ISIS members don’t deserve our sympathy – ISIS’s victims do.

Hardeep Singh

Topics Politics UK World

According to Home Office figures, ‘ISIS bride’ Shamima Begum is one of 900 British citizens who travelled to engage in the conflict in Syria. Today it is thought that 20 per cent of them are dead and 40 per cent are back in the UK. Many of those who returned are not considered a threat, as they returned during the early part of the conflict.

Begum’s plea for sympathy has been the subject of significant media coverage these past few weeks. Sections of the liberal media have unashamedly suggested she’s the victim of ‘grooming’ and was brainwashed. But she was no idiot. She knew all too well that she was joining the wicked caliphate – she planned her escape from Britain in 2015, along with two schoolfriends, meticulously.
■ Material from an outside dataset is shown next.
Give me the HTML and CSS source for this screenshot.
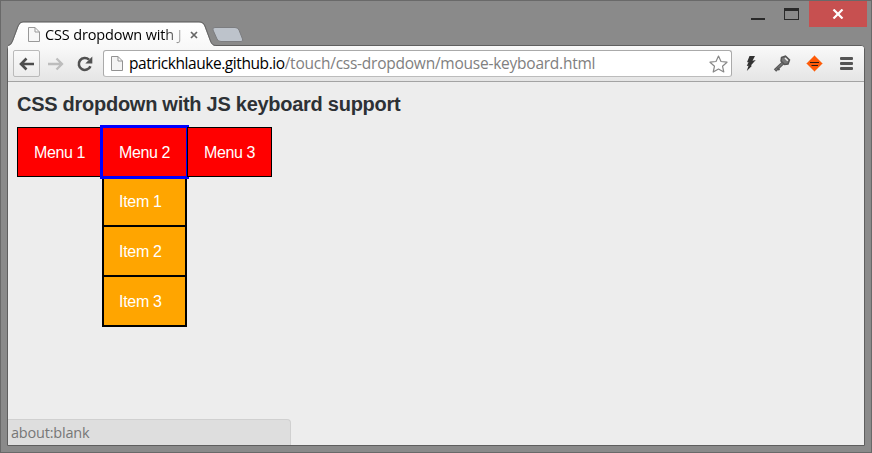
FILE: index.html
```html
<!DOCTYPE html>
<html lang="en">
<head>
<meta charset="utf-8">
<title>CSS dropdown with JS keyboard support</title>
<link rel="stylesheet" href="styles.css">
</head>
<body>
<div class="window">
  <header class="titlebar">
    <div class="tab">
      <svg class="tab-shape" width="208" height="27" viewBox="0 0 208 27">
        <defs><linearGradient id="tabfill" x1="0" y1="0" x2="0" y2="1"><stop offset="0" stop-color="#fff"/><stop offset="1" stop-color="#f8f8f8"/></linearGradient></defs>
        <path d="M0 27V25Q3.5 24.5 5 20L10.500 5.500Q12 1.500 15 1.500H191Q195 1.500 196.500 5.500L202 20Q204 25 208 25V27Z" fill="url(#tabfill)"/>
        <path d="M0 24.500Q3 24 4.500 20L10 5Q11.500 .8 15 .8H191Q195.500 .8 197 5L202.500 20Q204 24.500 208 24.500" fill="none" stroke="#666"/>
      </svg>
      <svg class="tab-page" width="12" height="15" viewBox="0 0 12 15"><path d="M.5 .5H7L11.500 5V14.500H.5Z M7 .5V5H11.500" fill="#f7f7f7" stroke="#999"/></svg>
      <span class="tab-title">CSS dropdown with J</span>
      <svg class="tab-close" width="8" height="8" viewBox="0 0 8 8"><path d="M1 1L7 7M7 1L1 7" stroke="#666" stroke-width="1.700"/></svg>
    </div>
    <svg class="new-tab" width="34" height="18" viewBox="0 0 34 18"><path d="M4 1.500H24Q27 1.500 28 4L31.500 13Q32.500 15.500 30 15.500H10Q7 15.500 6 13L2 4Q1 1.500 4 1.500Z" fill="#bdc3cb" stroke="#7c7d80"/></svg>
    <div class="controls">
      <i class="minimize"></i><i class="maximize"></i>
      <span class="close"><svg width="12" height="10" viewBox="0 0 12 10"><path d="M1.500 .5L10.500 9.500M10.500 .5L1.500 9.500" stroke="#fff" stroke-width="2.200"/></svg></span>
    </div>
  </header>
  <div class="frame">
    <nav class="toolbar">
      <span class="back"><svg width="16" height="14" viewBox="0 0 16 14"><path d="M15 7H2.500M7.500 1.500L2 7L7.500 12.500" fill="none" stroke="#4d4d4d" stroke-width="2.600"/></svg></span>
      <svg class="forward" width="16" height="14" viewBox="0 0 16 14"><path d="M0 7H13.500M8.500 1.500L14 7L8.500 12.500" fill="none" stroke="#bdbdbd" stroke-width="2.300"/></svg>
      <svg class="reload" width="16" height="16" viewBox="0 0 16 16"><path d="M13.400 10.200A6 6 0 1 1 12 3.600" fill="none" stroke="#515151" stroke-width="2.600"/><path d="M15.300 .5V7.500H8.300Z" fill="#515151"/></svg>
      <div class="address">
        <svg class="page" width="12" height="15" viewBox="0 0 12 15"><path d="M.5 .5H7L11.500 5V14.500H.5Z M7 .5V5H11.500" fill="#f4f4f4" stroke="#929292"/></svg>
        <span class="url"><b>patrickhlauke.github.io</b><span>/touch/css-dropdown/mouse-keyboard.html</span></span>
        <svg class="star" width="19" height="18" viewBox="0 0 19 18"><path d="M9.500 1L12 6.500L18 7.200L13.500 11.200L14.800 17L9.500 14L4.200 17L5.500 11.200L1 7.200L7 6.500Z" fill="#fff" stroke="#888" stroke-width="1.200" stroke-linejoin="round"/></svg>
      </div>
      <svg class="bolt" width="10" height="15" viewBox="0 0 10 15"><path d="M3.500 0H9L6.500 4.800L9.800 4L4.800 9.500L6 9.700L.8 15L2.500 9.800L.8 10L2.500 6L1 6.200Z" fill="#333"/></svg>
      <svg class="key" width="18" height="17" viewBox="0 0 18 17"><path d="M10.500 7.500L2 15.500" stroke="#555" stroke-width="3.400"/><path d="M10.500 7.500L2.500 15" stroke="#777" stroke-width="1.400"/><path d="M4.500 13L6.500 15" stroke="#555" stroke-width="1.800"/><path d="M8.500 2.500L12.500 1L16.500 5L15 9L11.500 9.500L8 6Z" fill="#777" stroke="#555" stroke-width="1.500"/><path d="M12 3L14.800 5.800" stroke="#eee" stroke-width="1.500"/></svg>
      <svg class="diamond" width="17" height="17" viewBox="0 0 17 17"><path d="M8.500 .5L16.500 8.500L8.500 16.500L.5 8.500Z" fill="#ff5a08" stroke="#f2a878" stroke-width=".6"/><path d="M4 7.500H13M5.500 10.500H12" stroke="#2d1b12" stroke-width="1.200"/></svg>
      <span class="hamburger"><i></i><i></i><i></i></span>
    </nav>
    <main class="page-body">
      <h1>CSS dropdown with JS keyboard support</h1>
      <ul class="menu">
        <li>Menu 1</li>
        <li class="open">Menu 2
          <ul class="dropdown"><li>Item 1</li><li>Item 2</li><li>Item 3</li></ul>
        </li>
        <li>Menu 3</li>
      </ul>
      <div class="status">about:blank</div>
    </main>
  </div>
</div>
</body>
</html>
```
FILE: styles.css
```css
* { box-sizing: border-box; }
body { margin: 0; overflow: hidden; }
ul { list-style: none; margin: 0; padding: 0; }
svg { display: block; flex: none; }
.window { width: 872px; height: 453px; background: #8a8a8a; border: 1px solid #696969; display: flex; flex-direction: column; padding: 0 6px; }
.titlebar { height: 44px; display: flex; align-items: flex-start; flex: none; font-family: "Open Sans", sans-serif; }
.tab { position: relative; z-index: 2; width: 208px; height: 27px; margin: 20px 0 0 1px; display: flex; align-items: center; flex: none; }
.tab-shape { position: absolute; left: 0; top: 0; }
.tab-page { position: relative; margin-left: 20px; }
.tab-title { position: relative; width: 137px; margin-left: 5px; white-space: nowrap; font: 14.500px/20px "Open Sans", sans-serif; letter-spacing: -.15px; color: #000; -webkit-mask-image: linear-gradient(90deg, #000 86%, transparent 104%); mask-image: linear-gradient(90deg, #000 86%, transparent 104%); }
.tab-close { position: relative; margin-left: 8px; }
.new-tab { margin: 25px 0 0 -5px; }
.controls { display: flex; margin-left: auto; align-items: flex-start; }
.minimize { width: 14px; height: 2px; background: #292929; margin: 17px 19px 0 0; }
.maximize { width: 15px; height: 12px; border: 1px solid #292929; border-top-width: 3px; margin: 7px 10px 0 0; }
.close { width: 58px; height: 26px; background: #c75050; display: flex; align-items: center; justify-content: center; margin-right: -2px; }
.frame { width: 858px; height: 401px; flex: none; border: 1px solid #5e5e5e; border-radius: 4px 4px 0 0; background: #ededed; display: flex; flex-direction: column; overflow: hidden; }
.toolbar { height: 36px; flex: none; display: flex; align-items: center; background: linear-gradient(#f9f9f9, #e5e5e5); border-bottom: 1px solid #a3a3a3; padding-left: 5px; }
.back { width: 27px; height: 27px; border: 1px solid #bababa; border-radius: 2px; background: linear-gradient(#fafafa, #ececec); display: flex; align-items: center; justify-content: center; }
.forward { margin-left: 8px; }
.reload { margin-left: 13px; }
.address { width: 629px; height: 27px; margin-left: 10px; border: 1px solid #aaa; border-bottom-color: #bcbcbc; border-radius: 3px; background: #fff; display: flex; align-items: center; padding: 0 3px 0 7px; }
.url { margin-left: 6px; font: 15.500px/23px "Open Sans", sans-serif; color: #808080; white-space: nowrap; letter-spacing: -.24px; }
.url b { font-weight: 400; color: #000; letter-spacing: -.43px; }
.star { margin-left: auto; }
.bolt { margin-left: 14px; }
.key { margin-left: 17px; }
.diamond { margin-left: 15px; }
.hamburger { margin-left: 17px; width: 13px; display: grid; gap: 2px; }
.hamburger i { height: 3px; background: #555; border-radius: 1px; }
.page-body { position: relative; flex: 1; padding: 10px 9px 0; font: 16px/24px "Liberation Sans", sans-serif; }
h1 { margin: 0 0 11px; font-size: 20px; line-height: 24px; color: #2d3135; letter-spacing: -.27px; }
.menu { display: flex; color: #fff; letter-spacing: -.4px; }
.menu > li { position: relative; width: 85px; height: 50px; background: #f00; border: 1px solid #000; line-height: 49px; padding-left: 16px; }
.menu > .open { outline: 3px solid #00f; outline-offset: -1px; }
.dropdown { position: absolute; left: -1px; top: 51px; width: 85px; border: 2px solid #000; border-top: 0; background: orange; letter-spacing: -.3px; }
.dropdown li { height: 50px; padding-left: 15px; line-height: 50px; }
.dropdown li:first-child { height: 46px; line-height: 45px; }
.dropdown li + li { border-top: 2px solid #000; }
.status { position: absolute; left: 0; bottom: 0; width: 283px; height: 26px; background: #dedede; border: 1px solid #d0d0d0; border-width: 1px 1px 0 0; border-radius: 0 4px 0 0; padding-left: 3px; color: #777; font: 14.500px/26px "Open Sans", sans-serif; letter-spacing: -.2px; }
```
When asked by Sky News last week if she knew ISIS was chopping off the heads of ‘infidels’ before she left for Syria, Begum said, ‘Yes, I was okay with it. I was religious and I know it’s allowed in Islam, so I was okay with it.’ When she got to Syria, she told The Times, she wasn’t ‘fazed’ by the sight of heads in dustbins. She has also said the Manchester Arena attack was ‘justified’.

What’s more, the unrepentant 19-year-old has named her newborn son Jarrah. According to historian Tom Holland, Jarrah was a ‘general from the early days of the Arab conquests chiefly famed for beating the crap out of infidels’.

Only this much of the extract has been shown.